** START **
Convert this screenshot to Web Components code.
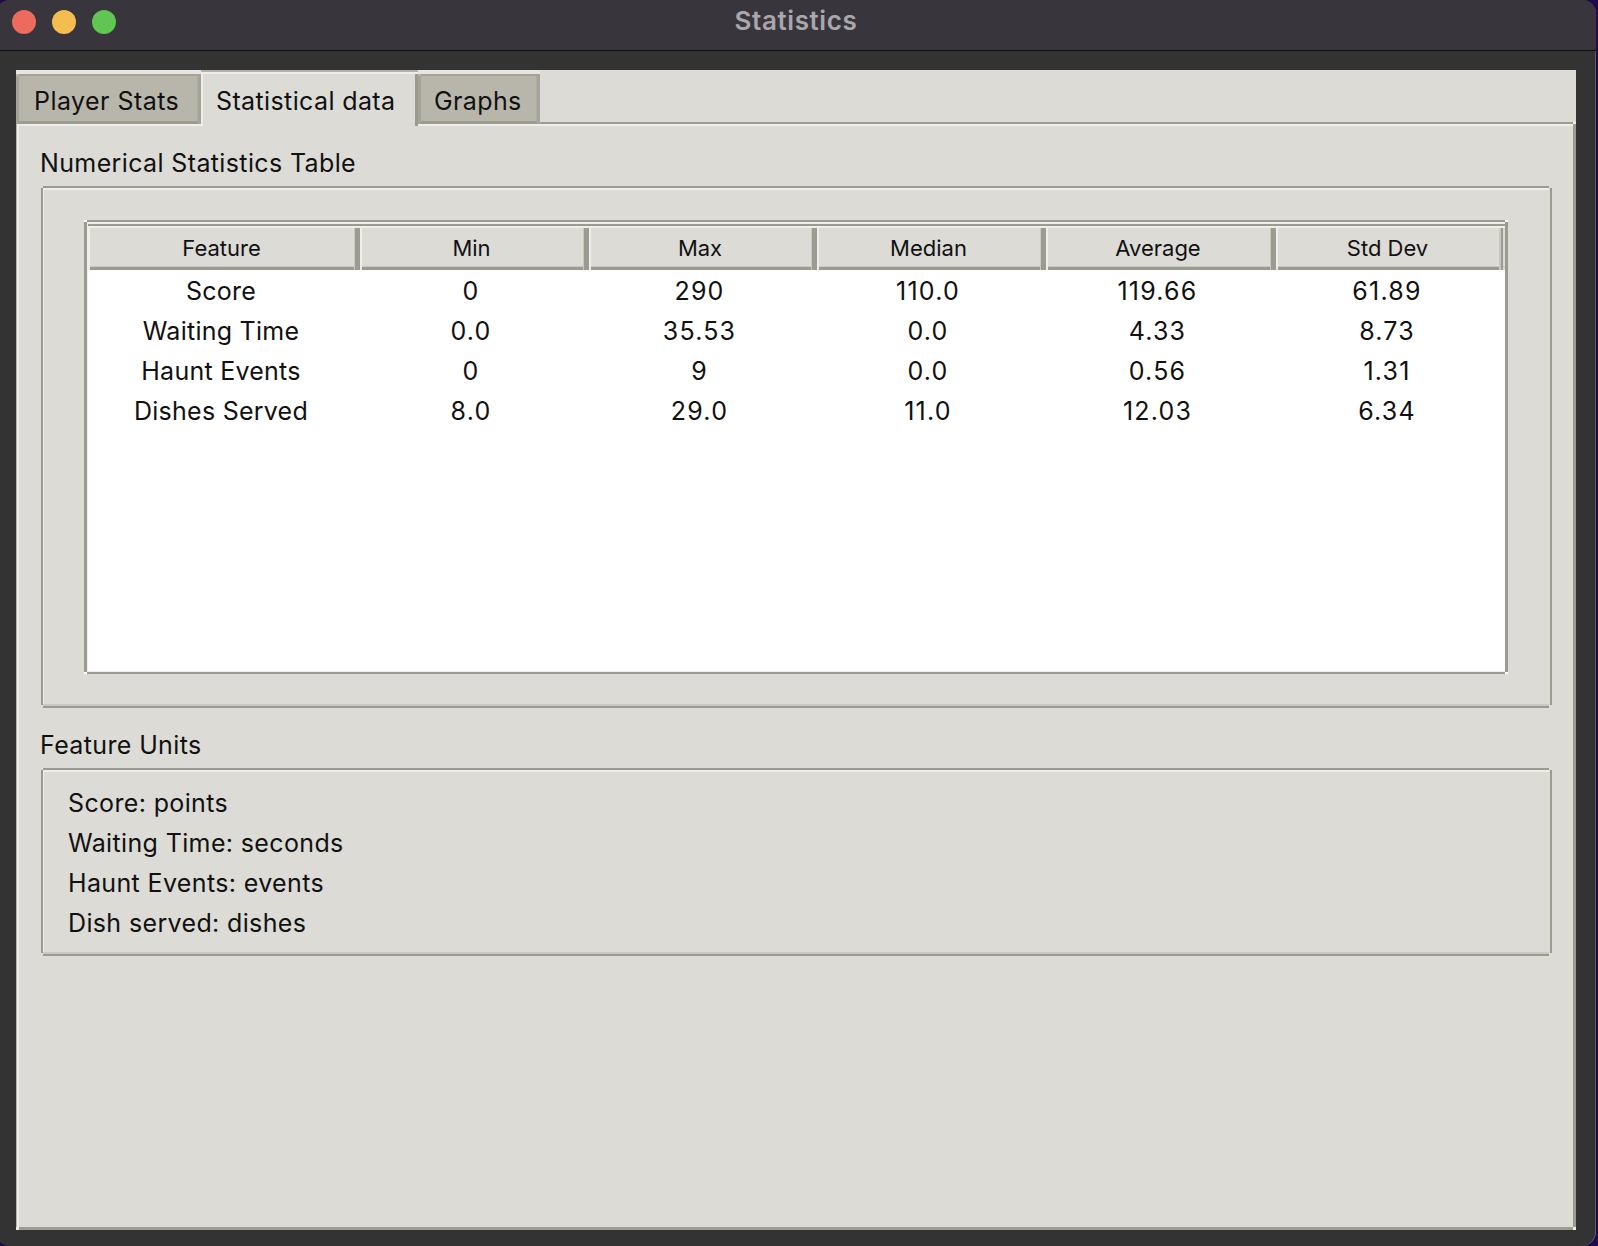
<!DOCTYPE html>
<html lang="en">
<head>
<meta charset="utf-8">
<title>Statistics</title>
<style>
  html, body { margin: 0; height: 100%; overflow: hidden; background: #1c0b4f; }
  body {
    font-family: Inter, "Liberation Sans", sans-serif;
    color: #111;
    --bg: #dcdbd6; --dk: #9c9b90; --lt: #eeede9; --md: #c9c8c2; --tab: #b8b5aa; --tabdk: #a5a499;
  }
</style>
</head>
<body>
<ui-window title="Statistics">
  <ui-notebook>
    <ui-tab slot="tabs" class="first">Player Stats</ui-tab>
    <ui-tab slot="tabs" active>Statistical data</ui-tab>
    <ui-tab slot="tabs" class="last">Graphs</ui-tab>
    <ui-section label="Numerical Statistics Table" kind="table">
      <ui-stats-table></ui-stats-table>
    </ui-section>
    <ui-section label="Feature Units" kind="text">
      <ui-line>Score: points</ui-line>
      <ui-line>Waiting Time: seconds</ui-line>
      <ui-line>Haunt Events: events</ui-line>
      <ui-line>Dish served: dishes</ui-line>
    </ui-section>
  </ui-notebook>
</ui-window>
<script>
const shadow = (el, html) => { el.attachShadow({ mode: 'open' }).innerHTML = html; };

class UiWindow extends HTMLElement {
  connectedCallback() {
    if (this.shadowRoot) return;
    shadow(this, `
      <style>
        :host { display: flex; flex-direction: column; box-sizing: border-box; width: 1600px; height: 1246px;
                margin-left: -4px; background: #333; border-radius: 14px; overflow: hidden;
                box-shadow: inset -1px 0 0 #5c5c5c; }
        .bar { flex: none; box-sizing: content-box; height: 44px; padding-bottom: 6px; display: grid;
               grid-template-columns: 1fr auto 1fr; align-items: center;
               background: #38353d; border-bottom: 1px solid #0c0c0c; }
        .lights { display: flex; gap: 16px; padding-left: 16px; }
        .lights i { width: 24px; height: 24px; border-radius: 50%; display: block; }
        .t { font-size: 26px; font-weight: 600; color: #a9a7aa; line-height: 42px; letter-spacing: .6px; padding-bottom: 2px; }
        .body { flex: 1; display: flex; padding: 19px 20px 16px 20px; min-height: 0; }
      </style>
      <div class="bar">
        <div class="lights"><i style="background:#ee6a5e"></i><i style="background:#f5bd4f"></i><i style="background:#61c554"></i></div>
        <div class="t">${this.getAttribute('title')}</div>
        <div></div>
      </div>
      <div class="body"><slot></slot></div>`);
  }
}

class UiNotebook extends HTMLElement {
  connectedCallback() {
    if (this.shadowRoot) return;
    shadow(this, `
      <style>
        :host { display: flex; flex-direction: column; flex: 1; background: var(--bg); }
        .tabs { display: flex; flex: none; height: 52px; position: relative; z-index: 1; }
        .pane { flex: 1; box-sizing: border-box; padding: 21px 24px 0 25px; background-color: var(--lt);
          background-repeat: no-repeat;
          background-image:
            linear-gradient(var(--bg) 0 0),
            linear-gradient(var(--dk) 0 0), linear-gradient(var(--lt) 0 0),
            linear-gradient(#b6b5ac 0 0),
            linear-gradient(var(--dk) 0 0), linear-gradient(var(--dk) 0 0),
            linear-gradient(var(--md) 0 0);
          background-position:
            3px 4px,
            3px 0, 3px 2px,
            0 0,
            100% 2px, 3px 100%,
            3px calc(100% - 3px);
          background-size:
            calc(100% - 6px) calc(100% - 7px),
            calc(100% - 6px) 2px, calc(100% - 6px) 2px,
            1px calc(100% - 3px),
            3px calc(100% - 5px), calc(100% - 6px) 3px,
            calc(100% - 6px) 1px;
        }
      </style>
      <div class="tabs"><slot name="tabs"></slot></div>
      <div class="pane"><slot></slot></div>`);
  }
}

class UiTab extends HTMLElement {
  connectedCallback() {
    if (this.shadowRoot) return;
    shadow(this, `
      <style>
        :host { display: block; box-sizing: border-box; flex: none; font-size: 25px; line-height: 40px; color: #111;
                letter-spacing: .38px; height: 54px; padding: 11px 0 0 19px;
                background-repeat: no-repeat; background-color: var(--tab);
                background-image:
                  linear-gradient(#e6e5e1 0 0), linear-gradient(var(--tabdk) 0 0),
                  linear-gradient(var(--tabdk) 0 0), linear-gradient(var(--tabdk) 0 0),
                  linear-gradient(var(--dk) 0 0), linear-gradient(#aeada3 0 0);
                background-position: 0 0, 3px 4px, 0 6px, 100% 4px, 0 100%, calc(100% - 3px) 4px;
                background-size: 100% 4px, calc(100% - 3px) 2px, 3px 48px, 3px 50px, 100% 3px, 1px 47px; }
        :host(.first) { width: 185px; padding-left: 18px; letter-spacing: .45px; }
        :host(.last) { width: 122px; padding-left: 16px; }
        :host([active]) { width: 217px; height: 56px; padding-left: 15px; margin-bottom: -4px;
                background-color: var(--bg);
                background-image:
                  linear-gradient(#b4b3a9 0 0), linear-gradient(var(--lt) 0 0),
                  linear-gradient(var(--lt) 0 0), linear-gradient(var(--dk) 0 0);
                background-position: 0 0, 0 2px, 0 2px, 100% 4px;
                background-size: 100% 2px, 100% 2px, 2px 100%, 3px 100%; }
      </style>
      <slot></slot>`);
  }
}

class UiSection extends HTMLElement {
  connectedCallback() {
    if (this.shadowRoot) return;
    shadow(this, `
      <style>
        :host { display: block; }
        :host([kind="text"]) { margin-top: 17px; }
        .label { font-size: 25px; line-height: 40px; margin: 0 0 3px -1px; color: #111; letter-spacing: .37px; }
        .frame { box-sizing: border-box; background-color: var(--bg); background-repeat: no-repeat;
          background-image:
            linear-gradient(var(--dk) 0 0), linear-gradient(var(--lt) 0 0),
            linear-gradient(var(--dk) 0 0), linear-gradient(var(--dk) 0 0),
            linear-gradient(var(--dk) 0 0), linear-gradient(var(--md) 0 0),
            linear-gradient(var(--lt) 0 0);
          background-position: 2px 0, 2px 2px, 0 2px, 100% 2px, 2px 100%, 2px calc(100% - 2px), 2px 2px;
          background-size:
            calc(100% - 5px) 2px, calc(100% - 5px) 2px,
            2px calc(100% - 5px), 2px calc(100% - 5px),
            calc(100% - 5px) 2px, calc(100% - 5px) 2px,
            1px calc(100% - 5px); }
        :host([kind="table"]) .frame { padding: 34px 44px 34px 43px; }
        :host([kind="text"]) .frame { padding: 15px 28px 13px 27px; }
      </style>
      <div class="label">${this.getAttribute('label')}</div>
      <div class="frame"><slot></slot></div>`);
  }
}

class UiLine extends HTMLElement {
  connectedCallback() {
    if (this.shadowRoot) return;
    shadow(this, `<style>:host { display: block; font-size: 25px; line-height: 40px; color: #111; letter-spacing: .36px; }</style><slot></slot>`);
  }
}

class UiStatsTable extends HTMLElement {
  connectedCallback() {
    if (this.shadowRoot) return;
    const head = ['Feature', 'Min', 'Max', 'Median', 'Average', 'Std Dev'];
    const rows = [
      ['Score', '0', '290', '110.0', '119.66', '61.89'],
      ['Waiting Time', '0.0', '35.53', '0.0', '4.33', '8.73'],
      ['Haunt Events', '0', '9', '0.0', '0.56', '1.31'],
      ['Dishes Served', '8.0', '29.0', '11.0', '12.03', '6.34'],
    ];
    shadow(this, `
      <style>
        :host { display: block; box-sizing: border-box; height: 454px; padding: 4px 3px 3px 4px; background-color: #fff;
          background-repeat: no-repeat;
          background-image:
            linear-gradient(var(--dk) 0 0), linear-gradient(var(--lt) 0 0),
            linear-gradient(var(--dk) 0 0), linear-gradient(var(--lt) 0 0),
            linear-gradient(var(--dk) 0 0), linear-gradient(var(--dk) 0 0), linear-gradient(var(--lt) 0 0);
          background-position: 3px 0, 3px 2px, 0 2px, 3px 2px, 100% 2px, 3px 100%, 3px calc(100% - 2px);
          background-size:
            calc(100% - 6px) 2px, calc(100% - 6px) 2px,
            3px calc(100% - 4px), 1px calc(100% - 5px),
            3px calc(100% - 4px), calc(100% - 6px) 2px, calc(100% - 6px) 1px; }
        .grid { display: grid; grid-template-columns: 272px 229px 228px 229px 230px 229px; grid-template-rows: 46px; grid-auto-rows: 40px; }
        .h { box-sizing: border-box; height: 46px; font-size: 22px; line-height: 39px; text-align: center;
             padding: 5px 6px 0 0; color: #111; background-color: var(--bg); background-repeat: no-repeat;
             background-image:
               linear-gradient(var(--dk) 0 0), linear-gradient(var(--lt) 0 0),
               linear-gradient(var(--lt) 0 0), linear-gradient(var(--dk) 0 0),
               linear-gradient(var(--md) 0 0), linear-gradient(var(--dk) 0 0), linear-gradient(var(--md) 0 0);
             background-position: 0 0, 0 2px, 0 2px, 100% 2px, calc(100% - 5px) 4px, 0 100%, 0 calc(100% - 3px);
             background-size: 100% 2px, 100% 2px, 2px 100%, 5px calc(100% - 2px), 1px calc(100% - 4px), 100% 3px, 100% 1px; }
        .h:nth-child(6) { padding-right: 6px; background-position: 0 0, 0 2px, 0 2px, calc(100% - 2px) 2px, calc(100% - 4px) 4px, 0 100%, 0 calc(100% - 3px);
             background-size: 100% 2px, 100% 2px, 2px 100%, 2px calc(100% - 2px), 2px calc(100% - 4px), calc(100% - 2px) 3px, 100% 1px; }
        .h:first-child { padding-right: 5px; }
        .d { box-sizing: border-box; padding: 1px 7px 0 0; font-size: 25px; line-height: 40px; text-align: center; color: #111;
             letter-spacing: 1.2px; }
        .d.f { padding-right: 6px; letter-spacing: .25px; }
      </style>
      <div class="grid">
        ${head.map(h => `<div class="h">${h}</div>`).join('')}
        ${rows.map(r => r.map((c, i) => `<div class="d${i ? '' : ' f'}">${c}</div>`).join('')).join('')}
      </div>`);
  }
}

customElements.define('ui-window', UiWindow);
customElements.define('ui-notebook', UiNotebook);
customElements.define('ui-tab', UiTab);
customElements.define('ui-section', UiSection);
customElements.define('ui-line', UiLine);
customElements.define('ui-stats-table', UiStatsTable);
</script>
</body>
</html>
** END **
REQUEST:
Leave out the pictures. Transcribe only the lines above, from the first through the one that contains "const shadow = (el, html)".

WRITTEN SOLUTION:
Convert this screenshot to Web Components code.
<!DOCTYPE html>
<html lang="en">
<head>
<meta charset="utf-8">
<title>Statistics</title>
<style>
  html, body { margin: 0; height: 100%; overflow: hidden; background: #1c0b4f; }
  body {
    font-family: Inter, "Liberation Sans", sans-serif;
    color: #111;
    --bg: #dcdbd6; --dk: #9c9b90; --lt: #eeede9; --md: #c9c8c2; --tab: #b8b5aa; --tabdk: #a5a499;
  }
</style>
</head>
<body>
<ui-window title="Statistics">
  <ui-notebook>
    <ui-tab slot="tabs" class="first">Player Stats</ui-tab>
    <ui-tab slot="tabs" active>Statistical data</ui-tab>
    <ui-tab slot="tabs" class="last">Graphs</ui-tab>
    <ui-section label="Numerical Statistics Table" kind="table">
      <ui-stats-table></ui-stats-table>
    </ui-section>
    <ui-section label="Feature Units" kind="text">
      <ui-line>Score: points</ui-line>
      <ui-line>Waiting Time: seconds</ui-line>
      <ui-line>Haunt Events: events</ui-line>
      <ui-line>Dish served: dishes</ui-line>
    </ui-section>
  </ui-notebook>
</ui-window>
<script>
const shadow = (el, html) => { el.attachShadow({ mode: 'open' }).innerHTML = html; };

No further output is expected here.